Sunday 24th August 2014 - Phase 1 of the Breakout Complete

Jon & Carol Dutton
Sun 24 Aug 2014 01:27

35:18.83S 174:07.34E


Sunday 24th August 2014 – Phase 1 of the Breakout Complete


The watermaker men came as promised on Tuesday and fitted it all back in working order.  So, we were ready to leave on Wednesday morning but chose not to because the weather was forecast to become hideous imminently.  It did just that with very strong northerly winds – even in the marina they reputedly reached 50 knots - so the chances of getting north in that lot didn’t look good.  However life was forecast to get a lot better by Thursday afternoon and remain sunny with winds from the southern sector for several days.  So, we decanted the rest of the stuff from our flat on Thursday, took Lindsay and Raewyn out to dinner as some sort of very inadequate ‘thank you’ for all they have done for us and moved aboard, with most of the stuff re-stowed, for the night.  That put Arnamentia properly down to her raised waterline.


At about 1530 on Friday we slipped our berth in Gulf Harbour marina – not without a little trepidation with a pretty gusty F5-6 pinning us in there – and made it safely out to sea.

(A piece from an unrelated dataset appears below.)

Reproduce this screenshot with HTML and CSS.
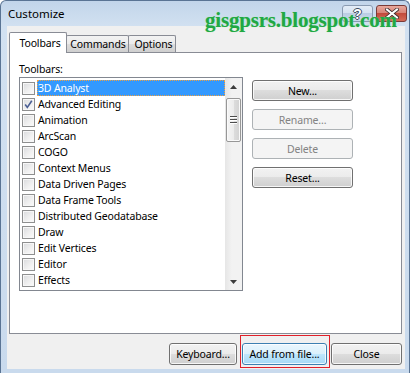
FILE: index.html
```html
<!DOCTYPE html>
<html>
<head>
<meta charset="utf-8">
<title>Customize</title>
<link rel="stylesheet" href="styles.css">
</head>
<body>
<div class="window">
  <div class="titlebar">
    <span class="title">Customize</span>
    <div class="caption-btns">
      <div class="cap help"><span class="q">?</span></div>
      <div class="cap close">
        <svg width="14" height="11" viewBox="0 0 14 11"><path d="M2 1.5 L12 9.5 M12 1.5 L2 9.5" stroke="#3a2a2a" stroke-width="3.6" stroke-linecap="square"/><path d="M2 1.5 L12 9.5 M12 1.5 L2 9.5" stroke="#ffffff" stroke-width="2" stroke-linecap="square"/></svg>
      </div>
    </div>
  </div>
  <div class="watermark">gisgpsrs.blogspot.com</div>
  <div class="client">
    <div class="tabs">
      <div class="tab active">Toolbars</div>
      <div class="tab t-commands">Commands</div>
      <div class="tab t-options">Options</div>
    </div>
    <div class="panel">
      <div class="label">Toolbars:</div>
      <div class="panel-body">
        <div class="listbox">
          <div class="items">
            <div class="item"><span class="cb"></span><span class="txt sel">3D Analyst</span></div>
            <div class="item"><span class="cb"><svg width="11" height="11" viewBox="0 0 11 11"><path d="M2.2 5.6 L4.3 8.4 L8.8 1.8" fill="none" stroke="#4b5f94" stroke-width="1.6"/></svg></span><span class="txt">Advanced Editing</span></div>
            <div class="item"><span class="cb"></span><span class="txt">Animation</span></div>
            <div class="item"><span class="cb"></span><span class="txt">ArcScan</span></div>
            <div class="item"><span class="cb"></span><span class="txt">COGO</span></div>
            <div class="item"><span class="cb"></span><span class="txt">Context Menus</span></div>
            <div class="item"><span class="cb"></span><span class="txt">Data Driven Pages</span></div>
            <div class="item"><span class="cb"></span><span class="txt">Data Frame Tools</span></div>
            <div class="item"><span class="cb"></span><span class="txt">Distributed Geodatabase</span></div>
            <div class="item"><span class="cb"></span><span class="txt">Draw</span></div>
            <div class="item"><span class="cb"></span><span class="txt">Edit Vertices</span></div>
            <div class="item"><span class="cb"></span><span class="txt">Editor</span></div>
            <div class="item"><span class="cb"></span><span class="txt">Effects</span></div>
          </div>
          <div class="scrollbar">
            <div class="sb-btn"><svg width="7" height="4" viewBox="0 0 7 4"><path d="M3.5 0 L7 4 L0 4 Z" fill="#3c3c3c"/></svg></div>
            <div class="sb-track">
              <div class="thumb"><span class="grip"></span><span class="grip"></span><span class="grip"></span></div>
            </div>
            <div class="sb-btn"><svg width="7" height="4" viewBox="0 0 7 4"><path d="M0 0 L7 0 L3.5 4 Z" fill="#3c3c3c"/></svg></div>
          </div>
        </div>
        <div class="side-btns">
          <div class="btn">New...</div>
          <div class="btn disabled">Rename...</div>
          <div class="btn disabled">Delete</div>
          <div class="btn">Reset...</div>
        </div>
      </div>
    </div>
    <div class="footer">
      <div class="btn b-keyboard">Keyboard...</div>
      <div class="annot">
        <div class="btn hot b-add">Add from file...</div>
        <div class="redbox"></div>
      </div>
      <div class="btn b-close">Close</div>
    </div>
  </div>
</div>
</body>
</html>
```

FILE: styles.css
```css
* { box-sizing: border-box; }
html, body { margin: 0; padding: 0; background: #ffffff; }
body {
  width: 414px; height: 373px; overflow: hidden;
  font-family: "Noto Sans", "Open Sans", sans-serif;
  font-size: 10.5px; letter-spacing: -0.15px; color: #000;
}
.window {
  position: relative;
  width: 410px; height: 373px;
  border: 1px solid #5a7494;
  border-bottom: none;
  border-radius: 6px 6px 0 0;
  background: linear-gradient(#c2d5ea 0, #d2e1f1 26px, #c9daed 100%);
  display: flex; flex-direction: column;
  padding: 0 4px 4px 6px;
}
.titlebar {
  height: 25px; flex: none;
  display: flex; align-items: flex-start; justify-content: space-between;
  margin-right: -2px;
}
.title { margin: 5px 0 0 1px; line-height: 16px; font-size: 11.5px; letter-spacing: 0; color: #000; }
.caption-btns { display: flex; gap: 3px; margin-top: 4px; }
.cap {
  height: 17px; border-radius: 3px;
  display: flex; align-items: center; justify-content: center;
}
.help {
  width: 31px;
  border: 1px solid #8a9bb2;
  background: linear-gradient(#e3ecf7 0, #d5e2f1 45%, #bccde3 50%, #c9d9ec 100%);
}
.q {
  font-family: "Liberation Sans", sans-serif; font-weight: bold; font-size: 14px; line-height: 14px; color: #fff;
  text-shadow: -1px 0 #3d4b5e, 1px 0 #3d4b5e, 0 -1px #3d4b5e, 0 1px #3d4b5e;
}
.close {
  width: 31px;
  border: 1px solid #7a3b37;
  background: linear-gradient(#e8a89c 0, #d88477 45%, #c24b3c 50%, #d46a57 100%);
}
.watermark {
  position: absolute; left: 204px; top: 7px;
  font-family: "Liberation Serif", serif; font-weight: bold; font-size: 21px; line-height: 24px;
  color: #20a844; letter-spacing: -0.2px;
  text-shadow: 0 0 1px #9be09b;
  z-index: 5;
}
.client {
  flex: 1;
  background: #f0f0f0;
  display: flex; flex-direction: column;
  padding: 6px 3px 4px 2px;
}
.tabs { display: flex; align-items: flex-end; height: 20px; flex: none; position: relative; z-index: 2; }
.tab {
  height: 17px;
  border: 1px solid #898c95; border-bottom: none;
  border-radius: 2px 2px 0 0;
  background: linear-gradient(#f3f3f3 0, #ebebeb 50%, #dddddd 50%, #cfcfcf 100%);
  display: flex; align-items: center; justify-content: center;
  line-height: 14px; white-space: nowrap;
}
.tab.active {
  width: 58px; height: 21px; margin-bottom: -1px;
  background: #ffffff;
  position: relative; z-index: 3;
  padding: 0 0 1px 4px;
}
.t-commands { width: 63px; margin-left: -1px; padding-left: 1px; }
.t-options { width: 48px; margin-left: -1px; padding-left: 3px; }
.panel {
  height: 282px; flex: none;
  border: 1px solid #898c95;
  background: #ffffff;
  padding: 8px 0 0 9px;
}
.label { height: 16px; line-height: 16px; }
.panel-body { display: flex; align-items: flex-start; }
.listbox {
  width: 224px; height: 214px;
  border: 1px solid #828790;
  background: #fff;
  display: flex;
}
.items { flex: 1; padding-top: 2px; }
.item { height: 16px; display: flex; align-items: center; }
.cb {
  width: 13px; height: 13px; margin-left: 2px; flex: none;
  border: 1px solid #8e8f8f;
  background: linear-gradient(135deg, #d9dadc 0, #f1f1f1 60%, #fbfbfb 100%);
  box-shadow: inset 0 0 0 1px #f7f7f7;
  display: flex; align-items: center; justify-content: center;
}
.txt {
  margin-left: 2px; height: 16px; line-height: 14px; padding-left: 0;
  border: 1px solid transparent;
  white-space: nowrap;
}
.txt.sel {
  flex: 1;
  background: #3399ff; color: #fff;
  border: 1px dotted #f0a040;
}
.scrollbar {
  width: 17px; flex: none;
  display: flex; flex-direction: column;
  background: linear-gradient(to right, #e6e6e6, #f2f2f2 40%, #f2f2f2);
}
.sb-btn { height: 17px; display: flex; align-items: center; justify-content: center; }
.sb-track { flex: 1; padding: 3px 1px 0 1px; }
.thumb {
  height: 44px;
  border: 1px solid #979797; border-radius: 2px;
  background: linear-gradient(to right, #f5f5f5 0, #ececec 50%, #dcdcdc 55%, #d2d2d2 100%);
  box-shadow: inset 0 0 0 1px #fafafa;
  display: flex; flex-direction: column; align-items: center; justify-content: center; gap: 1px;
}
.grip { width: 7px; height: 1px; background: #4d4d4d; box-shadow: 0 1px 0 #fff; margin-bottom: 1px; }
.side-btns {
  margin: 3px 0 0 9px;
  width: 101px;
  display: flex; flex-direction: column; gap: 8px;
}
.btn {
  height: 21px;
  border: 1px solid #707070; border-radius: 3px;
  background: linear-gradient(#f2f2f2 0, #ebebeb 50%, #dddddd 50%, #cfcfcf 100%);
  box-shadow: inset 0 0 0 1px rgba(255,255,255,0.8);
  display: flex; align-items: center; justify-content: center;
  line-height: 14px; white-space: nowrap;
}
.btn.disabled {
  border-color: #adb2b5;
  background: #f4f4f4;
  color: #838383;
  box-shadow: none;
}
.footer {
  margin-top: 9px;
  display: flex; justify-content: flex-end; align-items: flex-start; gap: 4px;
}
.footer .btn { height: 22px; }
.b-keyboard { width: 68px; margin-right: 1px; }
.b-add { width: 85px; }
.b-close { width: 71px; }
.btn.hot {
  border-color: #3c7fb1;
  background: linear-gradient(#eaf6fd 0, #d9f0fc 50%, #bee6fd 50%, #a7d9f5 100%);
}
.annot { position: relative; }
.redbox {
  position: absolute; left: -2px; top: -8px; right: -3px; bottom: -3px;
  border: 1px solid #e0202a;
}
```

The plan was to sail overnight to Opua – the northernmost port in NZ from which yachts can clear out and about 130NM by sea from Gulf Harbour.  We had a decent F5 or F6 up the chuff for almost all the way.  So, it was a good full mainsail and boomed out yankee romp which saw us berthed in Opua 17 hours later, at 0830 yesterday morning, having dawdled a little towards the end so as to arrive in marina office hours.  Average speed for the journey   a bit over 7.5 knots.


It was great to be at sea again and to see Arnamentia doing something other than exercising her well-developed talents as a cash sink.  There were one or two electronic teasers that puzzled us for a bit (when agents take stuff like plotters away to fiddle with them they always give them back with all the settings reversed to default.  And, of course there is no way that you can remember what you set to what or that it needed setting in the first place.  Chaps may even be forced to refer to a user manual.  Steady!  Moreover, we were visited by an irritating gremlin that stopped our AIS from working for most of the trip.  That is scarcely a drama in the South Pacific, but, just as mysteriously as he appeared, he disappeared as we approached Opua.  So, apart from a couple of tiny things to fix, it looks as if everything is sort of working.  If that statement isn’t a hostage to fortune, nothing is.


Lovely though the wind was, one was left in no doubt that it was coming from the south.  The fleece-lined Baby-Gro was the least of the requirements.  Whoa – that was chilly.  The plan now is to leave Opua for Savusavu, in Fiji, on Monday.  By the time we’ve messed about with NZ Customs and refuelled and so on it will probably be midday at best.  However, the generally favourable winds are due to hold for a few days yet so the hope is that we can get clear enough of NZ before the next low pressure system comes charging in.


Saturday evening was spent at the Opua Cruising Club watching the second Rugby Test Match of the Bledisloe Cup (Oz/NZ) at Eden Park in Auckland.  Last week the Wallabies held the All Blacks to a 12 all draw during a very wet match in Sydney.  The All Blacks were lucky not to have lost and probably would have done had the Wallabies taken their early penalties as kicks rather than trying to play the very slippery ball.  Rugby is the religion here, of course.  ‘Footie’ is what all young men play (either Union or League – very little of your soccer nonsense) and many go on playing for the large number and variety of local teams (some limited by age and/or weight) well into their 30’s.  There are plenty of women’s teams , too.  As a result, Kiwis are relentlessly critical of the All Blacks if they don’t do what they are supposed to do in pummelling the opposition into the ground.  For example, the fact that they’d beaten England in the first Test against them recently was nowhere near good enough.  They hadn’t destroyed them with All Blacks’ magic.  So, having by their own admission “Played a totally crap game” in Sydney and left the Wallabies standing they were in no mood to repeat the performance.  They won 51-20 – no messing.  It was a brilliant game which illustrated perfectly why so many of he northern hemisphere teams often look flat-footed when playing the All Blacks.  Magical stuff and I guess the rest of us will be pushed to compete, notwithstanding much greater populations, until we ban soccer (honestly, given England’s performance in the recent World Cup, it’s got nothing to lose) and get every fit young man who can play ‘footie’ onto the right sort of pitch.

Today will be taken up with admin of one sort or another.   The car, having been collected from Gulf Harbour yesterday (thank God for busses and Raewyn) is being put somewhere safe, there is a little last-minute provisioning to do and there are a couple of minor fixes to put in place on board (as ever).  Then, with any luck at all, we’ll be outta here.